The core of the EF-Pi is the Energy Flexibility Interface (EFI). The EFI is a generic interface
which appliance manufacturers can use to describe energy flexibility, and which Smart Grid
service developers can use to describe how they want to use this flexibility. The EFI
effectively provides a common language for both sides, facilitating interoperability between
all Smart Grid services and smart appliances.

==United States-based Efforts==
===Pacific Northwest Demonstration Project===
The Pacific Northwest Demonstration Project is a 5-year U.S. Department of Energy (DOE) funded research and development project created for the purpose of exploring transactive energy concepts at the regional scale that was completed in June 2015. The project participants included 11 utilities, two universities, and multiple technology companies to span five Pacific Northwest states: Washington, Oregon, Idaho, Montana, and Wyoming.

The project evaluated 55 different technologies that could help reduce energy use and power bills, including smart meters, advanced energy storage, and voltage controls. It also tested and determined the potential benefits of transactive controls within a regional power grid. Transactive control is a technology developed by the Pacific Northwest National Laboratory (PNNL) that entails "automatic, electronic transactions between energy providers and users about whether or not to sell or buy power." In order to test this, transactive signals were used that would exchange information about predicted price and availability of power in real-time. This information was updated every 5 minutes. When peak power demand was predicted, the transactive control was designed to reduce power use. The project confirmed that transactive control technology works and can help improve energy efficiency and reliability, as well as reduce energy cost and encourage renewable energy usage.

Public involvement was determined as a key parameter for smart grid deployment. Participants of the project emphasized the importance of customer engagement when new technologies are being implemented.

The results of the project defined the next steps for implementing and improving transactive energy technologies. Several of the project participants have decided to continue smart grid programs on their own, even though the demonstration project is now complete, and new projects have also arisen from the results of the demonstration.

===GridSMART Demonstration Project===

The gridSMART® Demonstration Project was implemented by AEP Ohio from 2009 to 2013. The project tested various new technologies for smart grid implementation on a local level including smart meters, distribution automation, volt-var optimization, consumer programs, plug-in electric vehicles, and smart appliances. AEP utilized Grid Command, a tool that was developed in partnership with Battelle in order to model much of the gridSMART circuit layout. The next steps for the next phase of gridSMART were identified to be upgrading current technologies in order to better manage supply, reduce costs, and minimize the number of customers affected by outages. This has been proposed through the installation of smart meter technology, distribution automation circuit reconfiguration (DACR), and volt var optimization (VVO).

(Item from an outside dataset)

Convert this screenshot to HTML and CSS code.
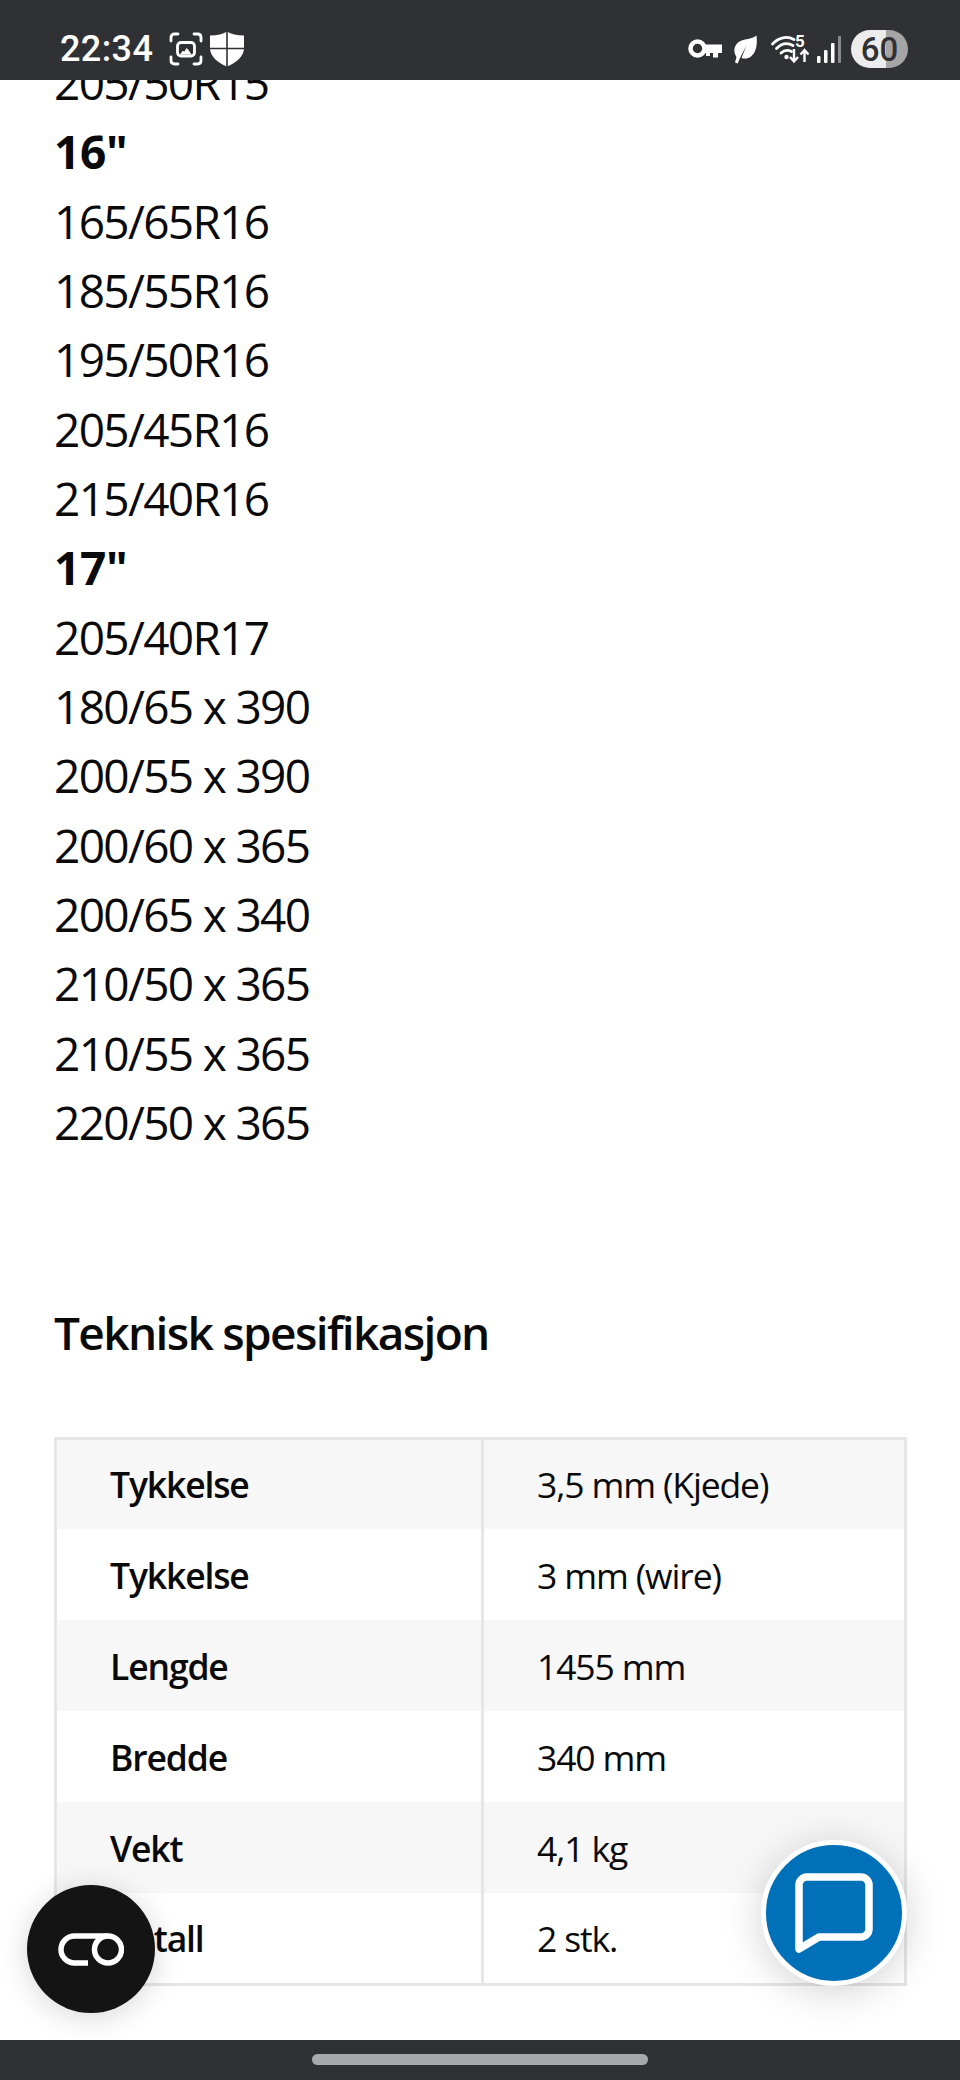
FILE: index.html
```html
<!DOCTYPE html>
<html lang="no">
<head>
<meta charset="utf-8">
<title>Teknisk spesifikasjon</title>
<link rel="stylesheet" href="styles.css">
</head>
<body>
<div class="phone">
  <header class="status">
    <div class="status-left">
      <span class="time">22:34</span>
      <svg class="ic-shot" viewBox="0 0 34 34" width="34" height="34"><g fill="none" stroke="#fff" stroke-width="2.800" stroke-linecap="round"><path d="M2 9V5.500Q2 2 5.500 2H9M25 2h3.500Q32 2 32 5.500V9M32 25v3.500Q32 32 28.500 32H25M9 32H5.500Q2 32 2 28.500V25"/><rect x="8.500" y="10.500" width="17" height="13.500" rx="3.500"/></g><path d="M11 22.500l2.500-3.500 2 .5 2-3.500 2 2 1 1.500 2 3z" fill="#fff"/></svg>
      <svg class="ic-shield" viewBox="0 0 36 36" width="36" height="36"><path d="M18 0.500C14 3 8 4.500 1 4.500V17c0 8 7 14.500 17 18.500 10-4 17-10.500 17-18.500V4.500C28 4.500 22 3 18 0.500z" fill="#fff"/><path d="M18 0v36M0 17.500h36" stroke="#303135" stroke-width="1.600"/></svg>
    </div>
    <div class="status-right">
      <svg class="ic-key" viewBox="0 0 34 20" width="34" height="20"><circle cx="9.500" cy="9.500" r="7" fill="none" stroke="#fff" stroke-width="4.500"/><path d="M15 5.500h19v8.500h-4v4.500h-5v-4.500h-3v3h-4v-3h-3z" fill="#fff"/></svg>
      <svg class="ic-leaf" viewBox="0 0 24 29" width="24" height="29"><path d="M23.500 0.500C24.500 9 23.500 17 18 21.500c-3 2.300-6.500 2.500-9.500 1.500l5-12.500L6.500 24l-1.800 4.500-2.700-1L3.500 22C0.500 17 0.500 12 4.500 8 9.500 3.500 17.500 5 23.500 0.500z" fill="#fff"/></svg>
      <svg class="ic-wifi" viewBox="0 0 38 30" width="38" height="30"><g fill="none" stroke="#fff" stroke-width="2.800" stroke-linecap="round"><path d="M1.500 10C7.500 3.500 16 1.500 23 5.500"/><path d="M5.500 14.500c5-5 11-6 16.500-3"/><path d="M10 19c3-2.700 7-3.300 10.500-1.500"/></g><circle cx="15.500" cy="23" r="2.200" fill="#fff"/><path d="M23 15v12M19 23l4 4.500 4-4.500M33.500 28V16M29.500 20.500l4-4.500 4 4.500" fill="none" stroke="#fff" stroke-width="2.400"/><text x="24" y="13" class="wifi-5">5</text></svg>
      <svg class="ic-signal" viewBox="0 0 24 27" width="24" height="27"><rect x="0" y="20" width="3.500" height="7" rx="1" fill="#fff"/><rect x="7" y="14" width="3.500" height="13" rx="1" fill="#fff"/><rect x="14" y="7" width="3.500" height="20" rx="1" fill="#fff"/><rect x="21" y="0" width="3" height="27" rx="1" fill="#8a8b8e"/></svg>
      <span class="battery"><span class="battery-text">60</span></span>
    </div>
  </header>

  <main class="page">
    <div class="content">
      <ul class="sizes">
        <li>205/50R15</li>
        <li class="head">16"</li>
        <li>165/65R16</li>
        <li>185/55R16</li>
        <li>195/50R16</li>
        <li>205/45R16</li>
        <li>215/40R16</li>
        <li class="head">17"</li>
        <li>205/40R17</li>
        <li>180/65 x 390</li>
        <li>200/55 x 390</li>
        <li>200/60 x 365</li>
        <li>200/65 x 340</li>
        <li>210/50 x 365</li>
        <li>210/55 x 365</li>
        <li>220/50 x 365</li>
      </ul>
      <h2 class="title">Teknisk spesifikasjon</h2>
      <table class="spec">
        <tr><th>Tykkelse</th><td>3,5 mm (Kjede)</td></tr>
        <tr><th>Tykkelse</th><td>3 mm (wire)</td></tr>
        <tr><th>Lengde</th><td>1455 mm</td></tr>
        <tr><th>Bredde</th><td>340 mm</td></tr>
        <tr><th>Vekt</th><td>4,1 kg</td></tr>
        <tr><th>Antall</th><td>2 stk.</td></tr>
      </table>
    </div>
    <button class="fab fab-co" aria-label="CO">
      <svg viewBox="0 0 66 33" width="66" height="33"><path d="M30 30H16.500a13.500 13.500 0 0 1 0-27H50" fill="none" stroke="#fff" stroke-width="5.500"/><circle cx="50" cy="16.500" r="13.500" fill="none" stroke="#fff" stroke-width="5.500"/></svg>
    </button>
    <button class="fab fab-chat" aria-label="Chat">
      <svg viewBox="0 0 78 80" width="78" height="80"><path d="M12 4h54a8 8 0 0 1 8 8v44a8 8 0 0 1-8 8H24L4 76V12a8 8 0 0 1 8-8z" fill="none" stroke="#fff" stroke-width="7.500" stroke-linejoin="round"/></svg>
    </button>
  </main>

  <footer class="nav"><span class="handle"></span></footer>
</div>
</body>
</html>
```
FILE: styles.css
```css
* { box-sizing: border-box; }
html, body { margin: 0; padding: 0; background: #fff; }
.phone {
  width: 960px;
  height: 2080px;
  display: flex;
  flex-direction: column;
  overflow: hidden;
  font-family: "Open Sans", "Noto Sans", sans-serif;
  color: #0a0a0a;
}
.status {
  height: 80px;
  flex: none;
  background: #303135;
  color: #fff;
  display: flex;
  justify-content: space-between;
  align-items: center;
  padding: 0 52px 0 60px;
  position: relative;
  z-index: 2;
}
.status-left, .status-right { display: flex; align-items: center; }
.status-left { margin-top: 18px; }
.status-right { margin-top: 18px; }
.time {
  font-family: Roboto, "Liberation Sans", sans-serif;
  font-size: 36px;
  font-weight: 500;
  letter-spacing: 0.4px;
  margin-right: 16px;
}
.ic-shot { margin-right: 6px; }
.ic-key { margin-right: 11px; }
.ic-leaf { margin-right: 14px; }
.ic-wifi { margin-right: 8px; overflow: visible; }
.ic-signal { margin-right: 10px; }
.wifi-5 { font: 700 17px Roboto, sans-serif; fill: #fff; }
.battery {
  width: 57px;
  height: 38px;
  border-radius: 19px;
  background: linear-gradient(90deg, #ececec 0 61%, #a5a5a6 61% 100%);
  color: #303135;
  display: flex;
  align-items: center;
  justify-content: center;
}
.battery-text {
  font-family: Roboto, sans-serif;
  font-size: 33px;
  font-weight: 500;
}
.page {
  flex: 1;
  position: relative;
  overflow: hidden;
  background: #fff;
}
.content {
  padding: 0 53px 0 54px;
  margin-top: -32px;
}
.sizes {
  list-style: none;
  margin: 0;
  padding: 0;
  font-size: 46px;
  letter-spacing: -1.660px;
  line-height: 69.350px;
}
.sizes .head { font-weight: 700; letter-spacing: -0.300px; }
.title {
  font-size: 46px;
  letter-spacing: -1.650px;
  font-weight: 600;
  line-height: 56px;
  margin: 146px 0 0;
}
.spec {
  width: 853px;
  margin-top: 77px;
  border-collapse: collapse;
  table-layout: fixed;
  border: 3px solid #e6e6e6;
  font-size: 35.500px;
  letter-spacing: -1.140px;
}
.spec tr { height: 91px; }
.spec tr:nth-child(odd) { background: #f7f7f7; }
.spec th, .spec td {
  padding: 0 0 0 53px;
  text-align: left;
  vertical-align: middle;
}
.spec th { font-weight: 600; border-right: 3px solid #e6e6e6; width: 427px; }
.spec td { font-weight: 400; }
.fab {
  position: absolute;
  border: 0;
  padding: 0;
  display: flex;
  align-items: center;
  justify-content: center;
  border-radius: 50%;
}
.fab-co {
  left: 27px;
  top: 1805px;
  width: 128px;
  height: 128px;
  background: #141414;
  box-shadow: 0 4px 30px rgba(0, 0, 0, 0.16);
}
.fab-chat {
  left: 761px;
  top: 1760px;
  width: 146px;
  height: 146px;
  background: #0070b8;
  border: 5px solid #fff;
  box-shadow: 0 6px 40px rgba(0, 0, 0, 0.18);
}
.nav {
  height: 40px;
  flex: none;
  background: #303135;
  display: flex;
  justify-content: center;
  padding-top: 14px;
}
.handle {
  width: 336px;
  height: 11px;
  border-radius: 6px;
  background: #a8a9ab;
}
```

Testing included SMART Shift, a time-of-day rate plan that helps customers save money by load shifting and SMART Cooling, an air-conditioning technology that helps reduce peak demand in the summer. During the project, eView was developed to assist customers in monitoring their electric use and costs as well as estimating current month usage to measure against their energy budget. eView< is an in-home device that communicates with the smart meter through wireless technology and informs the consumer of the price of electricity and how much was being used.

The project helped AEP Ohio in determining what methods and solutions would best help the company move forward in the growing industry. It was emphasized that customer experience and feedback is a very valuable and effective method of learning how to deliver electricity efficiently to customers.

===NIST Transactive Energy Challenge===
The NIST Transactive Energy (TE) Challenge was designed to bring together researchers, companies, utilities and other grid stakeholders in order to explore the modeling and simulation platforms of TE, and the techniques that may be used to apply TE to real grid problems. This challenge is intended to encourage and promote the development of modeling and simulation tools for transactive energy, as well as the development of a transactive energy community in which organizations and individuals can work together to share data and knowledge in order to cooperatively advance transactive energy. It will demonstrate various transactive energy approaches and how it may improve the reliability and efficiency of the electric grid.

Various teams were formed to explore different pathways for TE:
- Business/Regulatory Models led by Edison Electric Institute (EEI)
- Reference Grids and Scenarios for TE Simulation led by National Electrical Manufacturers Association (NEMA)
- TE Demo for Microgrid Energy Management
- TE Interoperations and Abstract Interaction led by Navigant and Energy Mashup Lab
The NIST TE Challenge is expected to be completed in September 2016.

== Standards ==

There are no current global standards to facilitate transactive energy. In the United States, the IEEE has a working group called P825 — Meshing Smart Grid Interoperability Standards to Enable Transactive Energy Networks to develop transactive energy guidelines.